— BEGIN INFORMATION SUPPLIED —

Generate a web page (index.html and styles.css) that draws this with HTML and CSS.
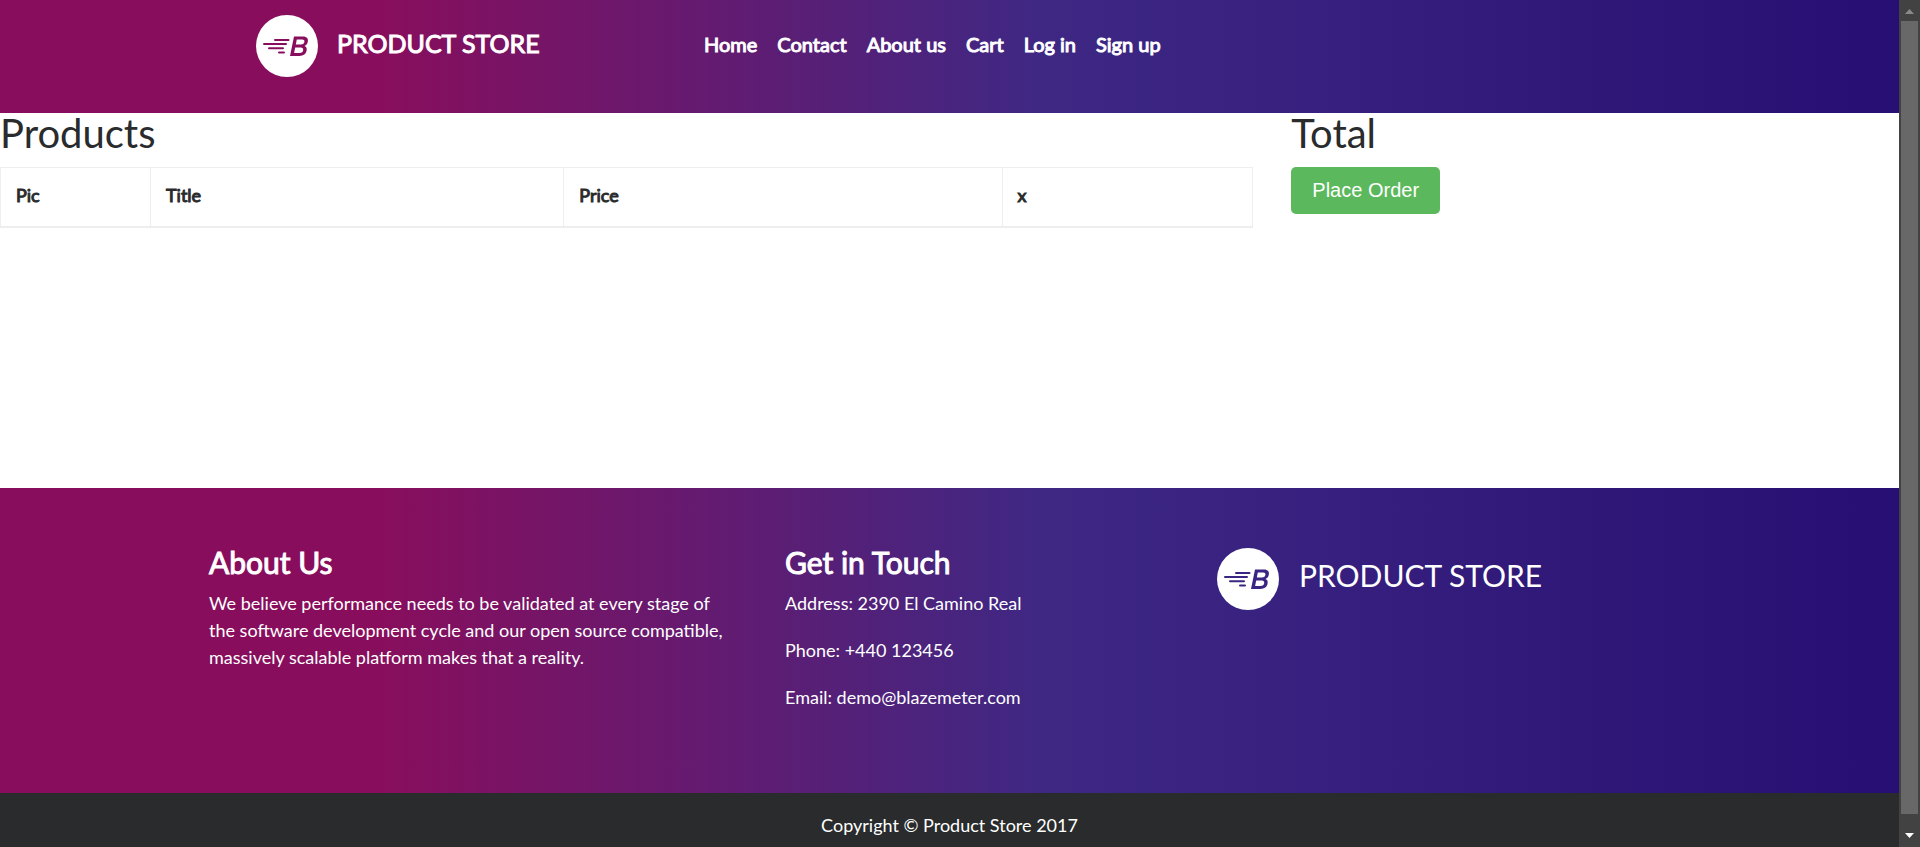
FILE: index.html
```html
<!DOCTYPE html>
<html lang="en">
<head>
<meta charset="utf-8">
<title>Product Store</title>
<link rel="stylesheet" href="styles.css">
</head>
<body>
<svg class="sprite" aria-hidden="true">
  <symbol id="logo" viewBox="0 0 62 62">
    <circle cx="31" cy="31" r="31" fill="#fff"/>
    <g fill="none" stroke="currentColor" stroke-width="2" stroke-linecap="round">
      <path d="M19 25H32.500M8 29H30M13 33.200H27M23 37.500H28"/>
    </g>
    <path fill="currentColor" fill-rule="evenodd" d="M38 21.500H47C51 21.500 52.500 23.800 51.800 26.800C51.400 29 50.200 30.400 48.500 31C50.500 31.800 51 33.500 50.600 35.600C50 39 47.400 41 43.500 41H34ZM40.800 24.500L39.800 29.500H44.800C47 29.500 48.200 28.500 48.400 26.800C48.600 25.300 47.800 24.500 46 24.500ZM39.200 32.400L38.100 38H43.600C45.700 38 46.900 37.100 47.200 35.300C47.500 33.400 46.600 32.400 44.700 32.400Z"/>
  </symbol>
</svg>
<header class="topbar">
  <a class="brand" href="#"><svg class="logo logo-top" aria-hidden="true"><use href="#logo"/></svg><span>PRODUCT STORE</span></a>
  <nav class="nav">
    <a href="#">Home</a><a href="#">Contact</a><a href="#">About us</a><a href="#">Cart</a><a href="#">Log in</a><a href="#">Sign up</a>
  </nav>
</header>
<main class="cart">
  <section>
    <h2>Products</h2>
    <table>
      <colgroup><col class="c-pic"><col class="c-title"><col class="c-price"><col></colgroup>
      <thead><tr><th>Pic</th><th>Title</th><th>Price</th><th>x</th></tr></thead>
    </table>
  </section>
  <section>
    <h2>Total</h2>
    <button type="button" class="order">Place Order</button>
  </section>
</main>
<footer>
  <div class="info">
    <section>
      <h4>About Us</h4>
      <p>We believe performance needs to be validated at every stage of the software development cycle and our open source compatible, massively scalable platform makes that a reality.</p>
    </section>
    <section>
      <h4>Get in Touch</h4>
      <p>Address: 2390 El Camino Real</p>
      <p>Phone: +440 123456</p>
      <p>Email: demo@blazemeter.com</p>
    </section>
    <section class="sign">
      <svg class="logo logo-foot" aria-hidden="true"><use href="#logo"/></svg><span>PRODUCT STORE</span>
    </section>
  </div>
  <p class="copy">Copyright © Product Store 2017</p>
</footer>
<div class="scrollbar" aria-hidden="true">
  <svg viewBox="0 0 21 21"><path fill="#8a8a8a" d="M6 14L10.500 9L15 14Z"/></svg>
  <div class="thumb"></div>
  <svg class="down" viewBox="0 0 21 33"><path fill="#fff" d="M6 19L10.500 24L15 19Z"/></svg>
</div>
</body>
</html>
```
FILE: styles.css
```css
* { box-sizing: border-box; }
body {
  margin: 0;
  padding-right: 21px;
  background: #fff;
  color: #292b2c;
  font: 18px/27px Lato, sans-serif;
}
a { color: inherit; text-decoration: none; }
h2, h4, p { margin: 0; }
h2, th, h4, .brand, .nav { font-weight: 400; }
.sprite { position: absolute; width: 0; height: 0; }
.logo { width: 62px; height: 62px; flex: none; }
.logo-top { color: #880e5d; }
.logo-foot { color: #3a2583; }

.topbar, .info {
  background: linear-gradient(90deg, #880e5d 0%, #880e5d 20%, #3e2884 55%, #280f73 98%);
  color: #fff;
}
.topbar {
  display: grid;
  grid-template-columns: 448px 1fr;
  align-items: start;
  min-height: 113px;
  padding: 15px 0 0 256px;
}
.brand { display: flex; gap: 19px; font-size: 25px; line-height: 56px; }
.nav { display: flex; gap: 20px; font-size: 20px; line-height: 58px; }
.brand, .nav, h4, th { -webkit-text-stroke: 1px currentColor; }

.cart {
  display: grid;
  grid-template-columns: 66% 1fr;
  column-gap: 38px;
  min-height: 375px;
}
h2 { font-size: 40px; line-height: 40px; margin-bottom: 14px; }
table { width: 100%; table-layout: fixed; border-collapse: collapse; }
.c-pic { width: 150px; }
.c-title { width: 33%; }
.c-price { width: 35%; }
th {
  padding: 14px 15px 17px;
  border: 1px solid #eceeef;
  border-bottom-width: 2px;
  text-align: left;
}
.order {
  padding: 12px 21px;
  border: 0;
  border-radius: 5px;
  background: #5cb85c;
  color: #fff;
  font: 20px/23px "Liberation Sans", Arial, sans-serif;
}

.info {
  display: grid;
  grid-template-columns: 530px 386px 1fr;
  column-gap: 46px;
  padding: 58px 208px 0 209px;
  min-height: 305px;
}
h4 { font-size: 30px; line-height: 32px; margin-bottom: 12px; }
.info p { margin-bottom: 20px; }
.sign { display: flex; gap: 20px; padding-top: 2px; font-size: 30px; line-height: 54px; }
.copy {
  padding: 19px 0 8px;
  background: #292b2c;
  color: #fff;
  text-align: center;
}

.scrollbar {
  position: fixed;
  top: 0;
  right: 0;
  bottom: 0;
  width: 21px;
  display: flex;
  flex-direction: column;
  background: #424242;
}
.scrollbar svg { width: 21px; height: 21px; flex: none; }
.scrollbar .down { height: 33px; }
.thumb { flex: 1; margin: 0 2px; background: #686868; }
```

— END INFORMATION SUPPLIED —

## DIRECTIVE
In your copy of the listing above, reproduce each line exactly and omit all pictures.

## RESPONSE TO THE EXERCISE
Generate a web page (index.html and styles.css) that draws this with HTML and CSS.
FILE: index.html
```html
<!DOCTYPE html>
<html lang="en">
<head>
<meta charset="utf-8">
<title>Product Store</title>
<link rel="stylesheet" href="styles.css">
</head>
<body>
<svg class="sprite" aria-hidden="true">
  <symbol id="logo" viewBox="0 0 62 62">
    <circle cx="31" cy="31" r="31" fill="#fff"/>
    <g fill="none" stroke="currentColor" stroke-width="2" stroke-linecap="round">
      <path d="M19 25H32.500M8 29H30M13 33.200H27M23 37.500H28"/>
    </g>
    <path fill="currentColor" fill-rule="evenodd" d="M38 21.500H47C51 21.500 52.500 23.800 51.800 26.800C51.400 29 50.200 30.400 48.500 31C50.500 31.800 51 33.500 50.600 35.600C50 39 47.400 41 43.500 41H34ZM40.800 24.500L39.800 29.500H44.800C47 29.500 48.200 28.500 48.400 26.800C48.600 25.300 47.800 24.500 46 24.500ZM39.200 32.400L38.100 38H43.600C45.700 38 46.900 37.100 47.200 35.300C47.500 33.400 46.600 32.400 44.700 32.400Z"/>
  </symbol>
</svg>
<header class="topbar">
  <a class="brand" href="#"><svg class="logo logo-top" aria-hidden="true"><use href="#logo"/></svg><span>PRODUCT STORE</span></a>
  <nav class="nav">
    <a href="#">Home</a><a href="#">Contact</a><a href="#">About us</a><a href="#">Cart</a><a href="#">Log in</a><a href="#">Sign up</a>
  </nav>
</header>
<main class="cart">
  <section>
    <h2>Products</h2>
    <table>
      <colgroup><col class="c-pic"><col class="c-title"><col class="c-price"><col></colgroup>
      <thead><tr><th>Pic</th><th>Title</th><th>Price</th><th>x</th></tr></thead>
    </table>
  </section>
  <section>
    <h2>Total</h2>
    <button type="button" class="order">Place Order</button>
  </section>
</main>
<footer>
  <div class="info">
    <section>
      <h4>About Us</h4>
      <p>We believe performance needs to be validated at every stage of the software development cycle and our open source compatible, massively scalable platform makes that a reality.</p>
    </section>
    <section>
      <h4>Get in Touch</h4>
      <p>Address: 2390 El Camino Real</p>
      <p>Phone: +440 123456</p>
      <p>Email: demo@blazemeter.com</p>
    </section>
    <section class="sign">
      <svg class="logo logo-foot" aria-hidden="true"><use href="#logo"/></svg><span>PRODUCT STORE</span>
    </section>
  </div>
  <p class="copy">Copyright © Product Store 2017</p>
</footer>
<div class="scrollbar" aria-hidden="true">
  <svg viewBox="0 0 21 21"><path fill="#8a8a8a" d="M6 14L10.500 9L15 14Z"/></svg>
  <div class="thumb"></div>
  <svg class="down" viewBox="0 0 21 33"><path fill="#fff" d="M6 19L10.500 24L15 19Z"/></svg>
</div>
</body>
</html>
```
FILE: styles.css
```css
* { box-sizing: border-box; }
body {
  margin: 0;
  padding-right: 21px;
  background: #fff;
  color: #292b2c;
  font: 18px/27px Lato, sans-serif;
}
a { color: inherit; text-decoration: none; }
h2, h4, p { margin: 0; }
h2, th, h4, .brand, .nav { font-weight: 400; }
.sprite { position: absolute; width: 0; height: 0; }
.logo { width: 62px; height: 62px; flex: none; }
.logo-top { color: #880e5d; }
.logo-foot { color: #3a2583; }

.topbar, .info {
  background: linear-gradient(90deg, #880e5d 0%, #880e5d 20%, #3e2884 55%, #280f73 98%);
  color: #fff;
}
.topbar {
  display: grid;
  grid-template-columns: 448px 1fr;
  align-items: start;
  min-height: 113px;
  padding: 15px 0 0 256px;
}
.brand { display: flex; gap: 19px; font-size: 25px; line-height: 56px; }
.nav { display: flex; gap: 20px; font-size: 20px; line-height: 58px; }
.brand, .nav, h4, th { -webkit-text-stroke: 1px currentColor; }

.cart {
  display: grid;
  grid-template-columns: 66% 1fr;
  column-gap: 38px;
  min-height: 375px;
}
h2 { font-size: 40px; line-height: 40px; margin-bottom: 14px; }
table { width: 100%; table-layout: fixed; border-collapse: collapse; }
.c-pic { width: 150px; }
.c-title { width: 33%; }
.c-price { width: 35%; }
th {
  padding: 14px 15px 17px;
  border: 1px solid #eceeef;
  border-bottom-width: 2px;
  text-align: left;
}
.order {
  padding: 12px 21px;
  border: 0;
  border-radius: 5px;
  background: #5cb85c;
  color: #fff;
  font: 20px/23px "Liberation Sans", Arial, sans-serif;
}

.info {
  display: grid;
  grid-template-columns: 530px 386px 1fr;
  column-gap: 46px;
  padding: 58px 208px 0 209px;
  min-height: 305px;
}
h4 { font-size: 30px; line-height: 32px; margin-bottom: 12px; }
.info p { margin-bottom: 20px; }
.sign { display: flex; gap: 20px; padding-top: 2px; font-size: 30px; line-height: 54px; }
.copy {
  padding: 19px 0 8px;
  background: #292b2c;
  color: #fff;
  text-align: center;
}

.scrollbar {
  position: fixed;
  top: 0;
  right: 0;
  bottom: 0;
  width: 21px;
  display: flex;
  flex-direction: column;
  background: #424242;
}
.scrollbar svg { width: 21px; height: 21px; flex: none; }
.scrollbar .down { height: 33px; }
.thumb { flex: 1; margin: 0 2px; background: #686868; }
```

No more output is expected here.